Let me admit something: I do not know anybody like this personally. But I know these people exist -- because the Megachurch exists and because the "emergent" church exists, and neither of these church types typically make baptism a big thing because it could possibly put off the seeker. So without turning this into a discussion about these two types of churches, what about the young man who is certainly attending a church like this who is not baptized? Is it right to tell him he is rejecting Catholic Christianity itself because, frankly, we have made such a big thing out of the esoteric meanings of baptism that he doesn't know what to think, and therefore doesn't know what to do?

As I have done elsewhere, let me reiterate that I am 100% convicted and convinced that the believer ought to be baptized -- that anyone who says he is a disciple of Christ ought to be baptized because that's what we are commanded to do. The mandatory nature of baptism is not the question here: the question is the position it occupies between all of us who might otherwise find each other interesting and compelling people from whom we might learn a lot about the life in Christ. It is right to say some group is "rejecting the church" because it refuses to baptize infants? Is it right to say another group is not, by and large, admissible to our local church because they use baptism as a sign that God is faithful rather than as a testimony to the mercy and love of God?

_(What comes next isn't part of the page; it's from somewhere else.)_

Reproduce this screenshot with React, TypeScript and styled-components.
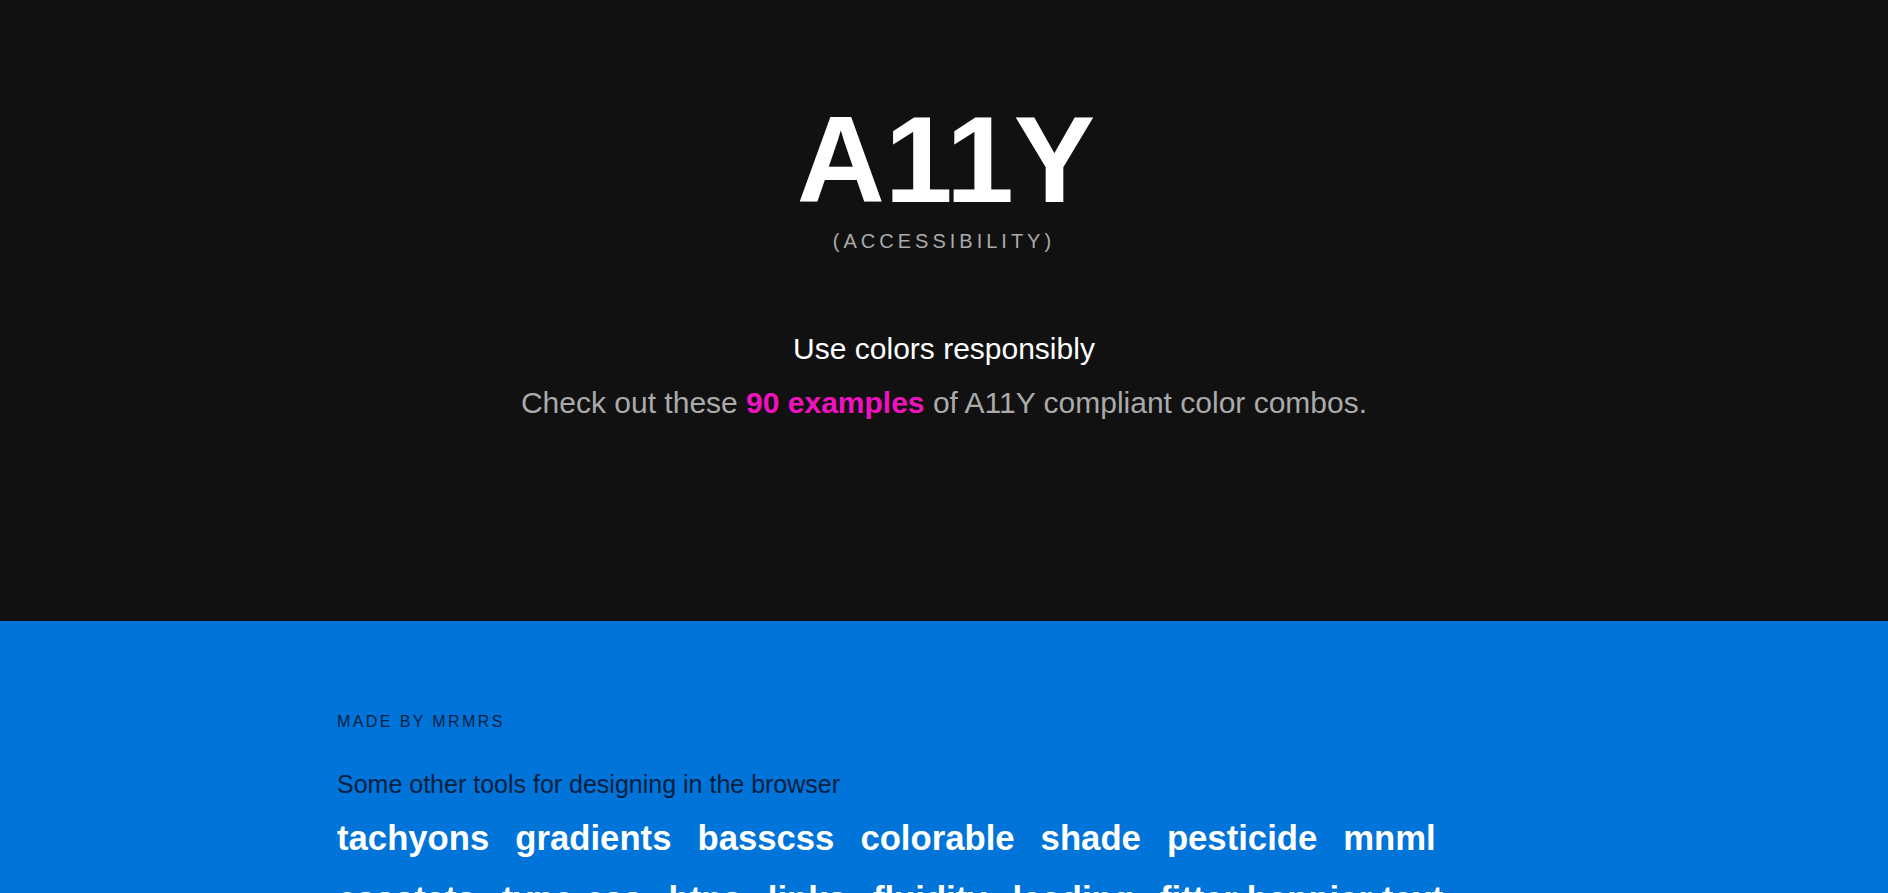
import React from 'react';
import styled, { createGlobalStyle } from 'styled-components';

const GlobalStyle = createGlobalStyle`
  html, body {
    margin: 0;
    padding: 0;
    background: #111111;
  }
  body {
    font-family: "Liberation Sans", Arial, Helvetica, sans-serif;
    -webkit-font-smoothing: antialiased;
  }
  * {
    box-sizing: border-box;
  }
`;

const tools = [
  'tachyons',
  'gradients',
  'basscss',
  'colorable',
  'shade',
  'pesticide',
  'mnml',
  'cssstats',
  'type-css',
  'btns',
  'links',
  'fluidity',
  'leading',
  'fitter happier text',
];

// Hero
const Hero = styled.header`
  height: 621px;
  background: #111111;
  padding-top: 99px;
  text-align: center;
`;

const Title = styled.h1`
  margin: 0;
  padding-left: 4px;
  font-size: 122px;
  line-height: 1;
  font-weight: 700;
  color: #ffffff;
`;

const Subtitle = styled.h2`
  margin: 10px 0 0;
  font-size: 20px;
  line-height: 1;
  font-weight: 400;
  letter-spacing: 4px;
  text-transform: uppercase;
  color: #aaaaaa;
`;

const Lead = styled.p<{ muted?: boolean }>`
  margin: ${props => (props.muted ? '9px' : '75px')} 0 0;
  font-size: 30px;
  line-height: 1.5;
  color: ${props => (props.muted ? '#aaaaaa' : '#ffffff')};
`;

const Highlight = styled.a`
  color: #f012be;
  font-weight: 700;
  text-decoration: none;
`;

// Footer
const Footer = styled.footer`
  background: #0074d9;
  padding: 89px 0 80px;
`;

const Container = styled.div`
  max-width: 1214px;
  margin: 0 auto;
`;

const Credit = styled.h3`
  margin: 0;
  font-size: 16px;
  line-height: 1.5;
  font-weight: 400;
  letter-spacing: 2.4px;
  text-transform: uppercase;
  color: #001f3f;
`;

const Blurb = styled.p`
  margin: 32px 0 0;
  font-size: 25px;
  line-height: 1.5;
  color: #001f3f;
`;

const ToolList = styled.nav`
  margin-top: 8px;
  display: flex;
  flex-wrap: wrap;
  column-gap: 26px;
  row-gap: 9px;
`;

const ToolLink = styled.a`
  font-size: 34.7px;
  line-height: 1.5;
  font-weight: 700;
  color: #ffffff;
  text-decoration: none;
  white-space: nowrap;
`;

export default function App() {
  return (
    <>
      <GlobalStyle />
      <Hero>
        <Title>A11Y</Title>
        <Subtitle>(Accessibility)</Subtitle>
        <Lead>Use colors responsibly</Lead>
        <Lead muted>
          Check out these <Highlight href="#">90 examples</Highlight> of A11Y compliant color combos.
        </Lead>
      </Hero>
      <Footer>
        <Container>
          <Credit>Made by mrmrs</Credit>
          <Blurb>Some other tools for designing in the browser</Blurb>
          <ToolList>
            {tools.map(tool => (
              <ToolLink key={tool} href="#">
                {tool}
              </ToolLink>
            ))}
          </ToolList>
        </Container>
      </Footer>
    </>
  );
}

This letter is already much longer than I intended, but listen: if anybody is really interested in "catholicity", wouldn't we be much better positioned to achieved such a thing if we took the mandatory exercises of our faith -- baptism, the lord's supper, church government -- and admitted that while we might have a nice academic apparatus (duly citing Scripture) behind these things, we do them for the most part because there is no doubt that God requires us to do them?